### Written task
Leave out any picture and return the remaining listing below exactly as given.

--------

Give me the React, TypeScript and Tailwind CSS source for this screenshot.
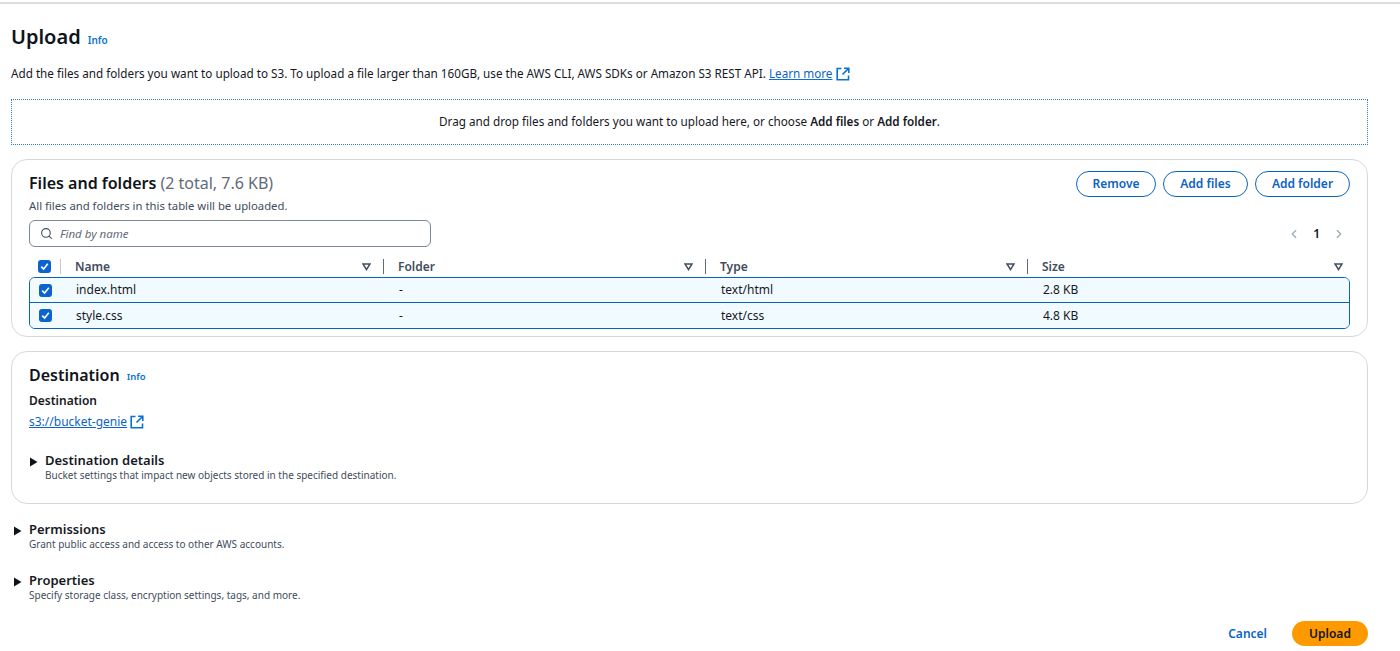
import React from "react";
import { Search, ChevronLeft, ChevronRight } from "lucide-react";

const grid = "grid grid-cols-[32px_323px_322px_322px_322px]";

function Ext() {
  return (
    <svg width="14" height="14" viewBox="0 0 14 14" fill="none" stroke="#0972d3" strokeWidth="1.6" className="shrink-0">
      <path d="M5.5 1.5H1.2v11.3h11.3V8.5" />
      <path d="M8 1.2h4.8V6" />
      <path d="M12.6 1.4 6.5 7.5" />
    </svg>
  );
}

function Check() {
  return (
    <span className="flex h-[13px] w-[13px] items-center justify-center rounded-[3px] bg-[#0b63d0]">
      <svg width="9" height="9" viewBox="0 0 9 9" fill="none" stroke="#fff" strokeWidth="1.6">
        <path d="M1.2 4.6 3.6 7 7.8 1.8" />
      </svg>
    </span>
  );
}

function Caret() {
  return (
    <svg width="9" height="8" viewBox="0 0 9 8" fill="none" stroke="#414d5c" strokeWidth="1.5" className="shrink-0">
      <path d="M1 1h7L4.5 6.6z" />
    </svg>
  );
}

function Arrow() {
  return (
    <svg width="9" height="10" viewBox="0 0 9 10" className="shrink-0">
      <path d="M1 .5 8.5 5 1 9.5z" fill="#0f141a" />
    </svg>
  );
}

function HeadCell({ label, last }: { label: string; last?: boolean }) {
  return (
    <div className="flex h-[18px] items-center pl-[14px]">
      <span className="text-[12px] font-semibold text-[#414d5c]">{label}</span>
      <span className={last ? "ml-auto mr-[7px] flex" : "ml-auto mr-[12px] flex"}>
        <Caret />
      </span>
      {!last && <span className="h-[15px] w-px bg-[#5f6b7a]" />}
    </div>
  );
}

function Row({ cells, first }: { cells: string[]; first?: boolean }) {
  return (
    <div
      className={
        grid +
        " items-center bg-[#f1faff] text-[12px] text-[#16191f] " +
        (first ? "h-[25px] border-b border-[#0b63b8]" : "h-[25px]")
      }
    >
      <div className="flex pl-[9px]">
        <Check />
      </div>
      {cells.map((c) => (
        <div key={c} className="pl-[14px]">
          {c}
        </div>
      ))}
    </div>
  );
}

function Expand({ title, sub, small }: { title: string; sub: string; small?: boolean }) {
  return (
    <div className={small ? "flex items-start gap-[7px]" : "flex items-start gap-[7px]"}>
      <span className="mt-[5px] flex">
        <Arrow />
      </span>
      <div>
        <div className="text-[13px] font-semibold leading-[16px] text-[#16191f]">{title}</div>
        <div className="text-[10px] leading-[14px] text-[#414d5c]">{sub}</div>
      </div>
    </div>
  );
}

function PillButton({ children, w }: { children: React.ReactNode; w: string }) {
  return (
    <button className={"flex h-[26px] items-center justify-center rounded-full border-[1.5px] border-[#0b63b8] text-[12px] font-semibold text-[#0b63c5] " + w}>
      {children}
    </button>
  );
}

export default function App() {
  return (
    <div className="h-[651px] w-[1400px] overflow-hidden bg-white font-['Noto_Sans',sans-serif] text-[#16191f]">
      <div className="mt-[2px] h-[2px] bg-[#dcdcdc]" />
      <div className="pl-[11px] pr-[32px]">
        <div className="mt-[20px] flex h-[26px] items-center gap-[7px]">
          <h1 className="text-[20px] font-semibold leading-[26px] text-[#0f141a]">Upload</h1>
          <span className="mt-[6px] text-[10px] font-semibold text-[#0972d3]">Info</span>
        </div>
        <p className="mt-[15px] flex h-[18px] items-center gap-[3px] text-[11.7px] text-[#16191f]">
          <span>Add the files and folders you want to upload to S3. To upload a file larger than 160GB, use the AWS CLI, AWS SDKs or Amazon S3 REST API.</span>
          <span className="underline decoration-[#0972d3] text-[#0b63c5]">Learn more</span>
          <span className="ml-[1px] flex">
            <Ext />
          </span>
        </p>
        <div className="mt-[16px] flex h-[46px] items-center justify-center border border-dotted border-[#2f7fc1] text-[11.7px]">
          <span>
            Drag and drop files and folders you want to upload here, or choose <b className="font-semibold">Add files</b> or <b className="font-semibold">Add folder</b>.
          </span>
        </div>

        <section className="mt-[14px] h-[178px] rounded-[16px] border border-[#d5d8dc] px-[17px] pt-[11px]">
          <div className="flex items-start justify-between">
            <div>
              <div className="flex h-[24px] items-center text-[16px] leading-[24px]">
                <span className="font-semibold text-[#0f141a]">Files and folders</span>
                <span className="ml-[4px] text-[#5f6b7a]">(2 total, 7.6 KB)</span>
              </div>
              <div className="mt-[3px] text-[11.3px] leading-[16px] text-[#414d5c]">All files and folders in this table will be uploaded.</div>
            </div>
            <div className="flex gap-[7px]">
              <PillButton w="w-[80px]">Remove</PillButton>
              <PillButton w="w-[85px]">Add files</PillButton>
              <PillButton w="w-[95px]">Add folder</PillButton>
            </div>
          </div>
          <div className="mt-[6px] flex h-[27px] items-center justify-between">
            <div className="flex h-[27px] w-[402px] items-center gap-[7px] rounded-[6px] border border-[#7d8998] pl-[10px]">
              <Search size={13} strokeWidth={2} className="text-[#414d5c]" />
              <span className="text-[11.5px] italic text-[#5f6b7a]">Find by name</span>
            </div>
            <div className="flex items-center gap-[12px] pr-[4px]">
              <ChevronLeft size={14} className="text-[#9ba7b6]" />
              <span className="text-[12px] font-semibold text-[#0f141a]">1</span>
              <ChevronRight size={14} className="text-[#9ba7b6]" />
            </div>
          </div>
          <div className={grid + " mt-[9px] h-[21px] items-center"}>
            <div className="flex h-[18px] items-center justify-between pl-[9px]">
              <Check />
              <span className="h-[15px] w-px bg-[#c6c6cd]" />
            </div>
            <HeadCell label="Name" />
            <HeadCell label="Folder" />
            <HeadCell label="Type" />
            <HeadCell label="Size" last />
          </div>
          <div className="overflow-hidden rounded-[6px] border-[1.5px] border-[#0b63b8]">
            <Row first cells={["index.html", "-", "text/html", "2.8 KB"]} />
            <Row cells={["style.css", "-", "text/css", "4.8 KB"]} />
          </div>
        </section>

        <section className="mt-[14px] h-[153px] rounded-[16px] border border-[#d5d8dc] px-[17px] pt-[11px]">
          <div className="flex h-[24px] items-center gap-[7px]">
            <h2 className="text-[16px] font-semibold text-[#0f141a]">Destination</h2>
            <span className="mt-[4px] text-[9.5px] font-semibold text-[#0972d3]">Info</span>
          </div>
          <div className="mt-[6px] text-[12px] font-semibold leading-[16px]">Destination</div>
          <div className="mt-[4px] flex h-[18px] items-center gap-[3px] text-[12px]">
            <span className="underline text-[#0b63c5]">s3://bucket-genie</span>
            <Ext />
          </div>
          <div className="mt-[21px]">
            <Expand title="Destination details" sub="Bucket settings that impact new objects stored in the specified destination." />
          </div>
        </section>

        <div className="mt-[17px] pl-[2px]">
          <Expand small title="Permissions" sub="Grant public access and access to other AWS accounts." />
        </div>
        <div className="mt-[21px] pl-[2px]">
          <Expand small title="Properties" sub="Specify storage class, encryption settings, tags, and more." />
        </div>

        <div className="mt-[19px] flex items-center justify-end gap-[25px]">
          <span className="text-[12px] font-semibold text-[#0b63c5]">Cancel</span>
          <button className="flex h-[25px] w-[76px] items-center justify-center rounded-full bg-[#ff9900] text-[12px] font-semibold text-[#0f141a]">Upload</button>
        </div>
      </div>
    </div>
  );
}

--------

### Exercise output
Give me the React, TypeScript and Tailwind CSS source for this screenshot.
import React from "react";
import { Search, ChevronLeft, ChevronRight } from "lucide-react";

const grid = "grid grid-cols-[32px_323px_322px_322px_322px]";

function Ext() {
  return (
    <svg width="14" height="14" viewBox="0 0 14 14" fill="none" stroke="#0972d3" strokeWidth="1.6" className="shrink-0">
      <path d="M5.5 1.5H1.2v11.3h11.3V8.5" />
      <path d="M8 1.2h4.8V6" />
      <path d="M12.6 1.4 6.5 7.5" />
    </svg>
  );
}

function Check() {
  return (
    <span className="flex h-[13px] w-[13px] items-center justify-center rounded-[3px] bg-[#0b63d0]">
      <svg width="9" height="9" viewBox="0 0 9 9" fill="none" stroke="#fff" strokeWidth="1.6">
        <path d="M1.2 4.6 3.6 7 7.8 1.8" />
      </svg>
    </span>
  );
}

function Caret() {
  return (
    <svg width="9" height="8" viewBox="0 0 9 8" fill="none" stroke="#414d5c" strokeWidth="1.5" className="shrink-0">
      <path d="M1 1h7L4.5 6.6z" />
    </svg>
  );
}

function Arrow() {
  return (
    <svg width="9" height="10" viewBox="0 0 9 10" className="shrink-0">
      <path d="M1 .5 8.5 5 1 9.5z" fill="#0f141a" />
    </svg>
  );
}

function HeadCell({ label, last }: { label: string; last?: boolean }) {
  return (
    <div className="flex h-[18px] items-center pl-[14px]">
      <span className="text-[12px] font-semibold text-[#414d5c]">{label}</span>
      <span className={last ? "ml-auto mr-[7px] flex" : "ml-auto mr-[12px] flex"}>
        <Caret />
      </span>
      {!last && <span className="h-[15px] w-px bg-[#5f6b7a]" />}
    </div>
  );
}

function Row({ cells, first }: { cells: string[]; first?: boolean }) {
  return (
    <div
      className={
        grid +
        " items-center bg-[#f1faff] text-[12px] text-[#16191f] " +
        (first ? "h-[25px] border-b border-[#0b63b8]" : "h-[25px]")
      }
    >
      <div className="flex pl-[9px]">
        <Check />
      </div>
      {cells.map((c) => (
        <div key={c} className="pl-[14px]">
          {c}
        </div>
      ))}
    </div>
  );
}

function Expand({ title, sub, small }: { title: string; sub: string; small?: boolean }) {
  return (
    <div className={small ? "flex items-start gap-[7px]" : "flex items-start gap-[7px]"}>
      <span className="mt-[5px] flex">
        <Arrow />
      </span>
      <div>
        <div className="text-[13px] font-semibold leading-[16px] text-[#16191f]">{title}</div>
        <div className="text-[10px] leading-[14px] text-[#414d5c]">{sub}</div>
      </div>
    </div>
  );
}

function PillButton({ children, w }: { children: React.ReactNode; w: string }) {
  return (
    <button className={"flex h-[26px] items-center justify-center rounded-full border-[1.5px] border-[#0b63b8] text-[12px] font-semibold text-[#0b63c5] " + w}>
      {children}
    </button>
  );
}

export default function App() {
  return (
    <div className="h-[651px] w-[1400px] overflow-hidden bg-white font-['Noto_Sans',sans-serif] text-[#16191f]">
      <div className="mt-[2px] h-[2px] bg-[#dcdcdc]" />
      <div className="pl-[11px] pr-[32px]">
        <div className="mt-[20px] flex h-[26px] items-center gap-[7px]">
          <h1 className="text-[20px] font-semibold leading-[26px] text-[#0f141a]">Upload</h1>
          <span className="mt-[6px] text-[10px] font-semibold text-[#0972d3]">Info</span>
        </div>
        <p className="mt-[15px] flex h-[18px] items-center gap-[3px] text-[11.7px] text-[#16191f]">
          <span>Add the files and folders you want to upload to S3. To upload a file larger than 160GB, use the AWS CLI, AWS SDKs or Amazon S3 REST API.</span>
          <span className="underline decoration-[#0972d3] text-[#0b63c5]">Learn more</span>
          <span className="ml-[1px] flex">
            <Ext />
          </span>
        </p>
        <div className="mt-[16px] flex h-[46px] items-center justify-center border border-dotted border-[#2f7fc1] text-[11.7px]">
          <span>
            Drag and drop files and folders you want to upload here, or choose <b className="font-semibold">Add files</b> or <b className="font-semibold">Add folder</b>.
          </span>
        </div>

        <section className="mt-[14px] h-[178px] rounded-[16px] border border-[#d5d8dc] px-[17px] pt-[11px]">
          <div className="flex items-start justify-between">
            <div>
              <div className="flex h-[24px] items-center text-[16px] leading-[24px]">
                <span className="font-semibold text-[#0f141a]">Files and folders</span>
                <span className="ml-[4px] text-[#5f6b7a]">(2 total, 7.6 KB)</span>
              </div>
              <div className="mt-[3px] text-[11.3px] leading-[16px] text-[#414d5c]">All files and folders in this table will be uploaded.</div>
            </div>
            <div className="flex gap-[7px]">
              <PillButton w="w-[80px]">Remove</PillButton>
              <PillButton w="w-[85px]">Add files</PillButton>
              <PillButton w="w-[95px]">Add folder</PillButton>
            </div>
          </div>
          <div className="mt-[6px] flex h-[27px] items-center justify-between">
            <div className="flex h-[27px] w-[402px] items-center gap-[7px] rounded-[6px] border border-[#7d8998] pl-[10px]">
              <Search size={13} strokeWidth={2} className="text-[#414d5c]" />
              <span className="text-[11.5px] italic text-[#5f6b7a]">Find by name</span>
            </div>
            <div className="flex items-center gap-[12px] pr-[4px]">
              <ChevronLeft size={14} className="text-[#9ba7b6]" />
              <span className="text-[12px] font-semibold text-[#0f141a]">1</span>
              <ChevronRight size={14} className="text-[#9ba7b6]" />
            </div>
          </div>
          <div className={grid + " mt-[9px] h-[21px] items-center"}>
            <div className="flex h-[18px] items-center justify-between pl-[9px]">
              <Check />
              <span className="h-[15px] w-px bg-[#c6c6cd]" />
            </div>
            <HeadCell label="Name" />
            <HeadCell label="Folder" />
            <HeadCell label="Type" />
            <HeadCell label="Size" last />
          </div>
          <div className="overflow-hidden rounded-[6px] border-[1.5px] border-[#0b63b8]">
            <Row first cells={["index.html", "-", "text/html", "2.8 KB"]} />
            <Row cells={["style.css", "-", "text/css", "4.8 KB"]} />
          </div>
        </section>

        <section className="mt-[14px] h-[153px] rounded-[16px] border border-[#d5d8dc] px-[17px] pt-[11px]">
          <div className="flex h-[24px] items-center gap-[7px]">
            <h2 className="text-[16px] font-semibold text-[#0f141a]">Destination</h2>
            <span className="mt-[4px] text-[9.5px] font-semibold text-[#0972d3]">Info</span>
          </div>
          <div className="mt-[6px] text-[12px] font-semibold leading-[16px]">Destination</div>
          <div className="mt-[4px] flex h-[18px] items-center gap-[3px] text-[12px]">
            <span className="underline text-[#0b63c5]">s3://bucket-genie</span>
            <Ext />
          </div>
          <div className="mt-[21px]">
            <Expand title="Destination details" sub="Bucket settings that impact new objects stored in the specified destination." />
          </div>
        </section>

        <div className="mt-[17px] pl-[2px]">
          <Expand small title="Permissions" sub="Grant public access and access to other AWS accounts." />
        </div>
        <div className="mt-[21px] pl-[2px]">
          <Expand small title="Properties" sub="Specify storage class, encryption settings, tags, and more." />
        </div>

        <div className="mt-[19px] flex items-center justify-end gap-[25px]">
          <span className="text-[12px] font-semibold text-[#0b63c5]">Cancel</span>
          <button className="flex h-[25px] w-[76px] items-center justify-center rounded-full bg-[#ff9900] text-[12px] font-semibold text-[#0f141a]">Upload</button>
        </div>
      </div>
    </div>
  );
}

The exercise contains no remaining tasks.